If you are planning to do a sightseeing bus tour, then I’d probably recommend doing it this morning so you can start with an overview of the city. I’d also plan your stops in an order that makes sense with the bus schedule.
Also a note today that if you are following our itinerary, we recommend bringing along your photo ID (for The Last Supper tickets) and to make sure that you are dressed to meet the various church dress code guidelines (shoulders and knees covered).
On with Day 1!
Leonardo Da Vinci is responsible for some of the world’s most recognizable artworks, including the Mona Lisa and the Vitruvian Man. The Last Supper is another one of his instantly recognizable works, and you’ll find it in Milan.

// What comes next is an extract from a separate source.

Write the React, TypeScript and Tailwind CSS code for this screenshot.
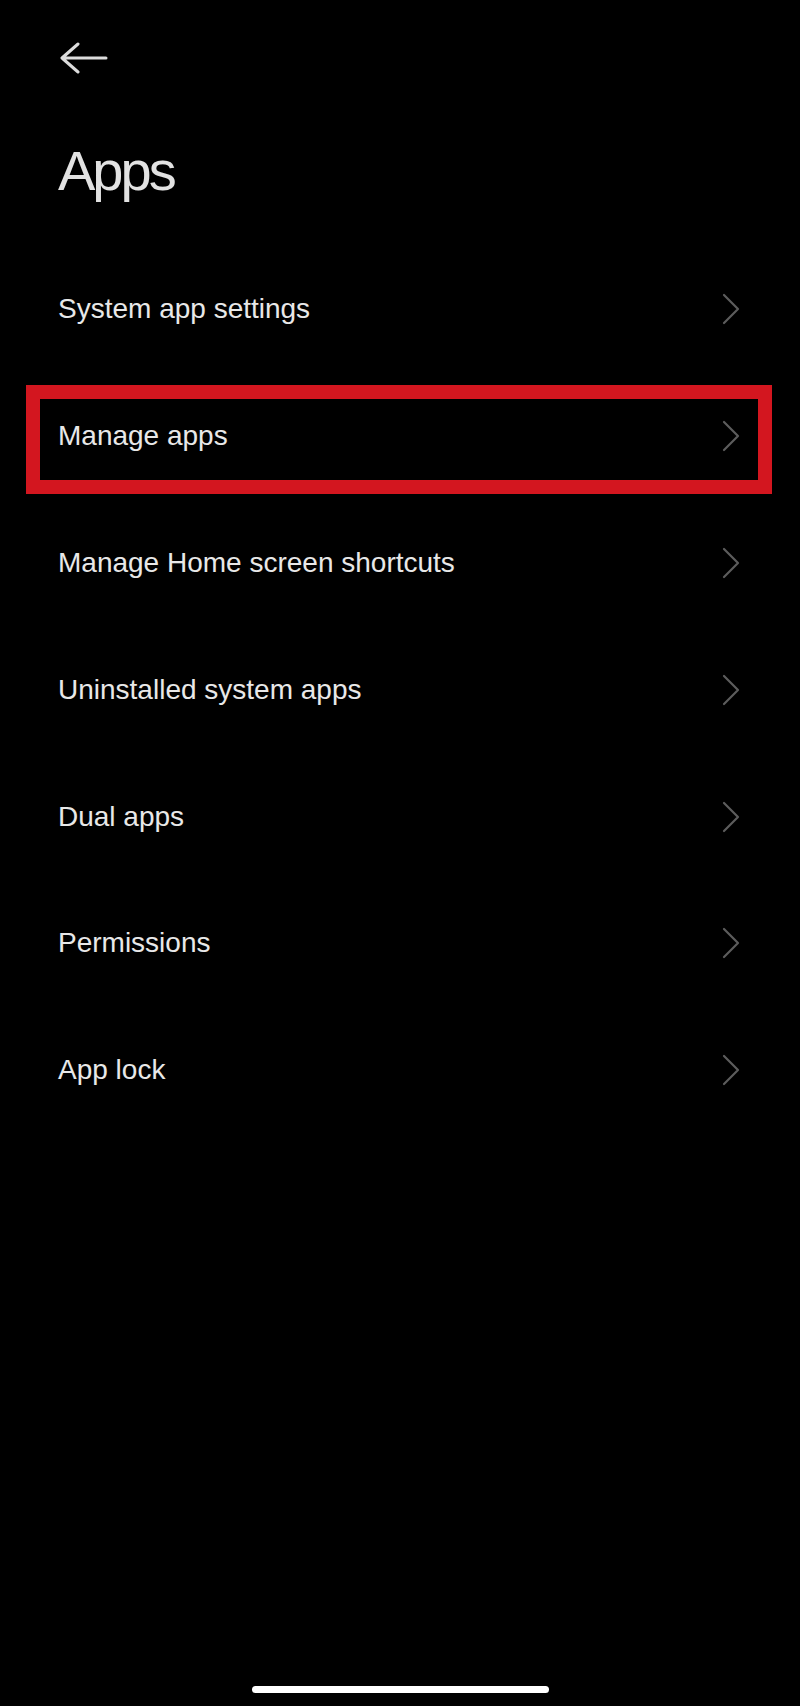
const items = [
	"System app settings",
	"Manage apps",
	"Manage Home screen shortcuts",
	"Uninstalled system apps",
	"Dual apps",
	"Permissions",
	"App lock",
];

const Chevron = () => (
	<svg width="18" height="32" viewBox="0 0 18 32" fill="none">
		<path
			d="M2 2 L16 16 L2 30"
			stroke="#5c5c5c"
			strokeWidth="2.2"
			strokeLinecap="round"
			strokeLinejoin="round"
		/>
	</svg>
);

const App = () => {
	return (
		<div className="w-[800px] min-h-[1706px] bg-black flex flex-col font-['Liberation_Sans',Arial,sans-serif]">
			{/* back arrow */}
			<div className="pt-[42px] pl-[60px]">
				<svg width="48" height="32" viewBox="0 0 48 32" fill="none">
					<path
						d="M2 16 H46 M18 2 L2 16 L18 30"
						stroke="#dcdcdc"
						strokeWidth="3"
						strokeLinecap="round"
						strokeLinejoin="round"
					/>
				</svg>
			</div>

			<h1 className="mt-[69px] ml-[58px] text-[56px] leading-none tracking-[-3px] text-[#e2e2e2]">
				Apps
			</h1>

			{/* settings list */}
			<div className="mt-[47px] flex flex-col">
				{items.map((label, i) => (
					<div
						key={label}
						className="relative h-[126.8px] flex items-center justify-between pl-[58px] pr-[60px]"
					>
						<span className="text-[28px] leading-none text-[#e8e8e8]">{label}</span>
						<Chevron />
						{i === 1 && (
							<div className="absolute left-[26px] right-[28px] top-[12px] h-[109px] border-[14px] border-[#d3161f]" />
						)}
					</div>
				))}
			</div>

			{/* home indicator */}
			<div className="mt-auto mx-auto mb-[13px] w-[297px] h-[7px] rounded-full bg-white" />
		</div>
	);
};

export default App;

It’s found painted onto the wall of the dining room of the Convent of Santa Maria della Grazie, which is still a working church and Dominican convent.
As the name suggests, the mural depicts the Last Supper of Jesus with the Twelve Apostles. It freezes the moment in time when Jesus has just announced that one of the twelve will betray him, and captures the range of emotions that the apostles have to this announcement.
The first thing that strikes you when you see the artwork is the incredible sense of perspective that Da Vinci manages to convey. The painting perfectly fits with the room where it is painted, seeming to extend it into the horizon. And the whole composition is carefully crafted so all the leading lines converge on the central figure of Christ.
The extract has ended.